Now the “Copenhagen interpretation” of this idea implies that if you can observe the system prior to checking your inbox, then the wavefunction (spam or not-spam) must collapse early and thus defeat the Schrödinger filter. This is important. It means that if you forward your email, or if you use a mail notifier (a “biff”), if you use the nifty RSS feeds, etc., then you will force an early determination of the spam-ness of each message. If each message needs to collapse into spam or non-spam soon after it is delivered, then you are unable to perform a retroactive purging of spam.

Then again, why not offer the option? Why not ask your users to give you permission to delete email from the inbox if you are really certain it is spam? I for one wouldn’t object to that at all. I’d rather have my inbox clean itself up than force me to do the work.

Granted, this idea has undoubtably been proposed and implemented a hundred times before. I just figured I’d toss it out there in case anyone hadn’t though of it themselves. (Jeremy, feel free to pass this one along… Maybe I’ll switch over to Yahoo Mail.)

And speaking of switching, has anyone built a “home version” of a webmail client that kicks as much ass as Gmail? I’ve been running my own mail server for the past ten years, loyally using mutt as an email client, until the day I tried Gmail for the first time and never looked back. As I wrote before, Gmail’s user experience not only blows away the webmail competition, it blows away the desktop competition.
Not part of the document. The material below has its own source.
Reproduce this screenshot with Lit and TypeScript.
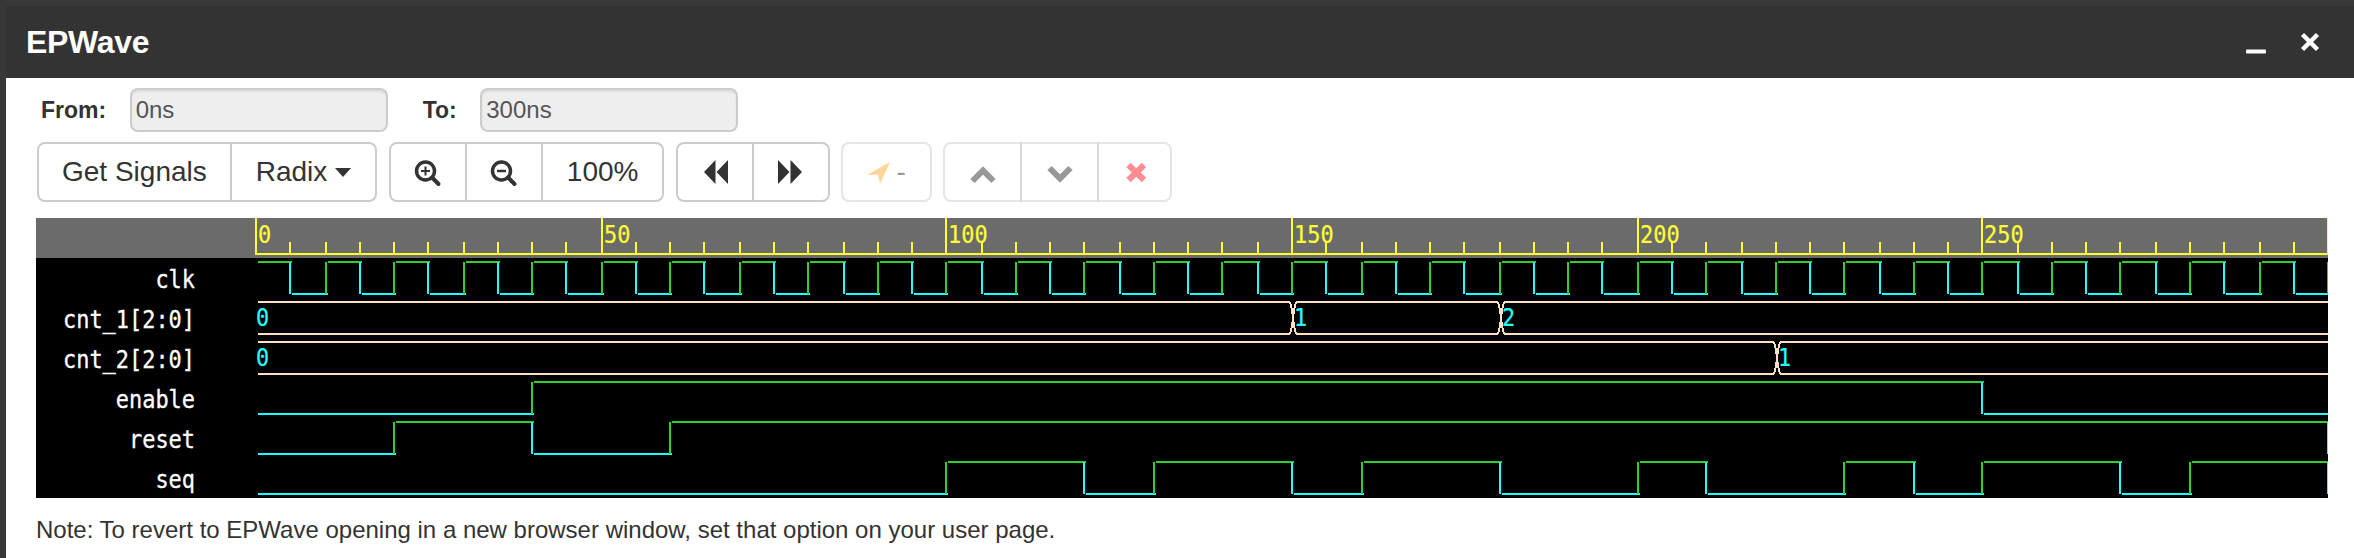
import { LitElement, html, svg, css } from 'lit';
import { customElement } from 'lit/decorators.js';

type BitSignal = { name: string; start: 0 | 1; edges: number[] };
type BusSignal = { name: string; values: [number, string][] };

const clkEdges = Array.from({ length: 60 }, (_, i) => (i + 1) * 5);

const bits: Record<string, BitSignal> = {
  clk: { name: 'clk', start: 1, edges: clkEdges },
  enable: { name: 'enable', start: 0, edges: [40, 250] },
  reset: { name: 'reset', start: 0, edges: [20, 40, 60, 300] },
  seq: { name: 'seq', start: 0, edges: [100, 120, 130, 150, 160, 180, 200, 210, 230, 240, 250, 270, 280, 300] },
};

const buses: Record<string, BusSignal> = {
  cnt_1: { name: 'cnt_1[2:0]', values: [[0, '0'], [150, '1'], [180, '2']] },
  cnt_2: { name: 'cnt_2[2:0]', values: [[0, '0'], [220, '1']] },
};

const rows = [bits.clk, buses.cnt_1, buses.cnt_2, bits.enable, bits.reset, bits.seq];

const GREEN = '#33cc33';
const CYAN = '#22ffff';
const BUS = '#ffe0c4';
const YELLOW = '#ffff33';
const END = 300;
const CHAR = 13.2;

// canvas x of a time, wave panel starts at page x 36
const tx = (t: number) => 2 * Math.round((256 + 6.907 * t) / 2) - 36;

@customElement('wave-view')
export class WaveView extends LitElement {
  static styles = css`
    :host {
      display: block;
      width: 2292px;
      height: 280px;
    }

    svg {
      display: block;
      background: #000;
    }

    text {
      font-family: 'DejaVu Sans Mono', monospace;
      font-size: 24px;
    }

    .label {
      fill: #fff;
      stroke: #fff;
      stroke-width: 0.3;
      text-anchor: end;
    }

    .tick-label {
      fill: #ffff33;
      stroke: #ffff33;
      stroke-width: 0.2;
      font-size: 25px;
    }

    .value {
      fill: #22ffff;
      stroke: #22ffff;
      stroke-width: 0.2;
      font-size: 25px;
    }

    line,
    polyline {
      fill: none;
      stroke-width: 2;
      shape-rendering: crispEdges;
    }
  `;

  ruler() {
    const ticks = [];
    for (let t = 0; t <= END; t += 5) {
      const major = t % 50 === 0;
      ticks.push(svg`<line x1=${tx(t)} x2=${tx(t)} y1=${major ? 0 : 24} y2="36" stroke=${YELLOW}></line>`);
      if (major && t < END) {
        const label = String(t);
        ticks.push(svg`<text class="tick-label" x=${tx(t) + 2} y="25" textLength=${label.length * CHAR} lengthAdjust="spacingAndGlyphs">${label}</text>`);
      }
    }
    return svg`
      <rect x="0" y="0" width="2292" height="40" fill="#6b6b6b"></rect>
      <line x1="219" x2="2292" y1="36" y2="36" stroke=${YELLOW}></line>
      ${ticks}`;
  }

  bit(sig: BitSignal, top: number) {
    const low = top + 32;
    const parts = [];
    let level = sig.start;
    let from = 0;
    for (const t of [...sig.edges, END + 1]) {
      const a = tx(from) + 2;
      const b = t > END ? 2292 : tx(t) + 2;
      const y = level ? top : low;
      parts.push(svg`<line x1=${a} x2=${b} y1=${y} y2=${y} stroke=${level ? GREEN : CYAN}></line>`);
      if (t <= END) {
        parts.push(svg`<line x1=${tx(t)} x2=${tx(t)} y1=${top} y2=${low} stroke=${level ? CYAN : GREEN}></line>`);
      }
      level = level ? 0 : 1;
      from = t;
    }
    return parts;
  }

  bus(sig: BusSignal, top: number) {
    const low = top + 32;
    const parts = [];
    sig.values.forEach(([t, value], i) => {
      const next = sig.values[i + 1];
      const a = i === 0 ? tx(0) + 2 : tx(t) + 4;
      const b = next ? tx(next[0]) - 2 : 2292;
      parts.push(svg`<line x1=${a} x2=${b} y1=${top} y2=${top} stroke=${BUS}></line>`);
      parts.push(svg`<line x1=${a} x2=${b} y1=${low} y2=${low} stroke=${BUS}></line>`);
      parts.push(svg`<text class="value" x=${i === 0 ? tx(0) : tx(t) + 2} y=${top + 24} textLength=${CHAR} lengthAdjust="spacingAndGlyphs">${value}</text>`);
      if (next) {
        const x = tx(next[0]);
        parts.push(svg`<polyline stroke=${BUS} points="${x - 2},${top} ${x},${top + 8} ${x + 1},${top + 16} ${x},${low - 8} ${x - 2},${low}"></polyline>`);
        parts.push(svg`<polyline stroke=${BUS} points="${x + 4},${top} ${x + 2},${top + 8} ${x + 1},${top + 16} ${x + 2},${low - 8} ${x + 4},${low}"></polyline>`);
      }
    });
    return parts;
  }

  render() {
    return html`<svg width="2292" height="280" viewBox="0 0 2292 280">
      ${this.ruler()}
      ${rows.map((sig, i) => {
        const top = 44 + 40 * i;
        return svg`
          <text class="label" x="159" y=${top + 26} textLength=${sig.name.length * CHAR} lengthAdjust="spacingAndGlyphs">${sig.name}</text>
          ${'edges' in sig ? this.bit(sig, top) : this.bus(sig, top)}`;
      })}
    </svg>`;
  }
}

const icon = (content: unknown, width = 26) =>
  html`<svg class="icon" width=${width} height="26" viewBox="0 0 ${width} 26">${content}</svg>`;

const icons = {
  zoomIn: icon(svg`
    <circle cx="10.5" cy="12" r="9" fill="none" stroke="#333" stroke-width="3.5"></circle>
    <path d="M17 18.5 L23.5 25" stroke="#333" stroke-width="4" stroke-linecap="round"></path>
    <path d="M6 12 H15 M10.5 7.5 V16.5" stroke="#333" stroke-width="2"></path>`),
  zoomOut: icon(svg`
    <circle cx="10.5" cy="12" r="9" fill="none" stroke="#333" stroke-width="3.5"></circle>
    <path d="M17 18.5 L23.5 25" stroke="#333" stroke-width="4" stroke-linecap="round"></path>
    <path d="M6 12 H15" stroke="#333" stroke-width="2.5"></path>`),
  backward: icon(svg`<path fill="#333" d="M2 13 L13.5 1 V25 Z M14.5 13 L26 1 V25 Z"></path>`),
  forward: icon(svg`<path fill="#333" d="M24 13 L12.5 1 V25 Z M11.5 13 L0 1 V25 Z"></path>`),
  arrow: icon(svg`<path fill="#ffad33" d="M23 3 L0 16 L11 15.5 L13 25 Z"></path>`, 29),
  up: icon(svg`<path fill="none" stroke="#333" stroke-width="6" d="M3.5 22 L14 11.5 L24.5 22"></path>`, 27),
  down: icon(svg`<path fill="none" stroke="#333" stroke-width="6" d="M3.5 9 L14 19.5 L24.5 9"></path>`, 27),
  remove: icon(svg`<path fill="none" stroke="#ff1a2a" stroke-width="6" d="M5.5 6 L21 21 M21 6 L5.5 21"></path>`, 22.6),
};

@customElement('app-root')
export class AppRoot extends LitElement {
  static styles = css`
    :host {
      display: block;
      height: 558px;
      padding: 6px 0 0 6px;
      box-sizing: border-box;
      overflow: hidden;
      background: #383838;
      font-family: 'Liberation Sans', Arial, sans-serif;
      color: #333;
    }

    .window {
      height: 552px;
      background: #fff;
    }

    .title-bar {
      display: flex;
      align-items: center;
      gap: 34px;
      height: 72px;
      padding: 0 34px 0 20px;
      background: #333;
      box-sizing: border-box;
    }

    .title-bar h1 {
      flex: 1;
      margin: 0;
      font-size: 32px;
      font-weight: 700;
      letter-spacing: -0.3px;
      color: #fff;
    }

    .range {
      display: flex;
      align-items: center;
      height: 44px;
      padding: 10px 0 0 35px;
      font-size: 23px;
    }

    .range label {
      font-weight: 700;
    }

    .range input {
      box-sizing: border-box;
      width: 258px;
      height: 44px;
      margin: 0 35px 0 23.5px;
      padding: 0 4px;
      border: 2px solid #ccc;
      border-radius: 8px;
      background: #eee;
      box-shadow: inset 0 2px 2px rgba(0, 0, 0, 0.07);
      font: inherit;
      font-size: 24px;
      color: #555;
    }

    .toolbar {
      display: flex;
      gap: 11.5px;
      margin-top: 10px;
      padding-left: 31px;
    }

    .group {
      display: flex;
    }

    .btn {
      display: flex;
      align-items: center;
      box-sizing: border-box;
      height: 60px;
      padding: 0 24px;
      border: 2px solid #ccc;
      background: #fff;
      font-size: 28px;
      color: #333;
      white-space: nowrap;
    }

    .btn.signals {
      padding: 0 23px;
    }

    .btn + .btn {
      margin-left: -2px;
    }

    .btn:first-child {
      border-radius: 8px 0 0 8px;
    }

    .btn:last-child {
      border-radius: 0 8px 8px 0;
    }

    .btn:only-child {
      border-radius: 8px;
    }

    .btn.disabled {
      opacity: 0.5;
    }

    .caret {
      width: 0;
      height: 0;
      margin-left: 8px;
      border-top: 9px solid #333;
      border-left: 8px solid transparent;
      border-right: 8px solid transparent;
    }

    .icon {
      display: block;
      overflow: visible;
    }

    .wave {
      margin: 16px 0 0 30px;
    }

    .note {
      margin: 16px 0 0 30px;
      font-size: 24px;
      line-height: 32px;
    }
  `;

  render() {
    return html`<div class="window">
      <header class="title-bar">
        <h1>EPWave</h1>
        <svg width="20" height="24" viewBox="0 0 20 24"><rect x="0" y="19.5" width="20" height="4" rx="1" fill="#fff"></rect></svg>
        <svg width="20" height="24" viewBox="0 0 20 24"><path d="M2.5 4.5 L17.5 19.5 M17.5 4.5 L2.5 19.5" stroke="#fff" stroke-width="4.5" fill="none"></path></svg>
      </header>
      <div class="range">
        <label>From:</label><input disabled value="0ns" />
        <label>To:</label><input disabled value="300ns" />
      </div>
      <div class="toolbar">
        <div class="group">
          <div class="btn signals">Get Signals</div>
          <div class="btn">Radix<span class="caret"></span></div>
        </div>
        <div class="group">
          <div class="btn">${icons.zoomIn}</div>
          <div class="btn">${icons.zoomOut}</div>
          <div class="btn">100%</div>
        </div>
        <div class="group">
          <div class="btn">${icons.backward}</div>
          <div class="btn">${icons.forward}</div>
        </div>
        <div class="group">
          <div class="btn disabled">${icons.arrow}-</div>
        </div>
        <div class="group">
          <div class="btn disabled">${icons.up}</div>
          <div class="btn disabled">${icons.down}</div>
          <div class="btn disabled">${icons.remove}</div>
        </div>
      </div>
      <wave-view class="wave"></wave-view>
      <p class="note">Note: To revert to EPWave opening in a new browser window, set that option on your user page.</p>
    </div>`;
  }
}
That said, I’d drop Gmail in a heartbeat if I could find an alternative that I could host myself. But as far as I know, none exist. So in the spirit of the lazyweb (not sure if I like that term), I’d be happy to kick in a bounty of a few hundred dollars to anyone who writes a webmail application that I like enough to use for myself on unto.net. I could write the back-end myself (though not to scale to millions of users, of course), but the front-end is far beyond my meager client-side means. If you know of anything, let me know…

6 Responses to “Schrödinger’s Collaborative Spam Filter”

  1. DeWitt Clinton Says:

    Actually, when I say that Gmail is blocking 70 spam message per day for me, that’s inaccurate. They are really blocking many, many times more than that. However, those are the ones that made it through to the spam folder. I assume that most are caught before they are even delivered past their first lines of defenses.

  2. stephen ogrady Says:

    hi dewitt - if you haven’t checked out Hula (hula-project.org) yet, you might give it a look. it’s certainly not Gmail quality yet, but that’s their stated ambition.

  3. DeWitt Clinton Says:

    Cool. It looks a bit young and their goals are certainly ambitious… I wish them the best.

  4. Chris Says:

    Ok, I really love that graphic…

    Anecdotally, I use Gmail and Hotmail, and Hotmail is abysmally bad at blocking anything, even when it’s obvious that all mails from a domain are evil. I just go in and manually block the domain within Hotmail, and then the spam gets better for a few days, but their automatic systems are pathetic. Gmail, on the other hand, has always worked nearly perfectly for me. Maybe I’ve gotten 5 unfiltered junk messages in the whole time I’ve used them, and 3 were on the first day I had the account, a long time back.

  5. Greg Says:

    Just FYI, this is how my old man is fighting spam, last time I checked: http://www.whitescarver.com/wiki/index.php/SpamBlock

    It’s way simpler, but if it was done collaboratively, it would work pretty darn good. One thing I like about IP group blocking is the incentive it provides for ISPs and hosts to enforce spam rules.

  6. Greg Says:

    Oh… also, I love this idea. It’s an “I wish I thought of that” idea. Similarly, you could apply this method to the “this is not spam” marker users put on messages incorrectly delivered to the junk folder. I have a feeling some of the subscription lists I belong to are frequently marked as spam by people who signed up for them, but are too lazy to unsubscribe; those legitimate messages end up in my junk folder all the time. You could call this the Yin and Yang of Shroedinger’s Collaborative Spam Filter, to abuse another hackneyed metaphor.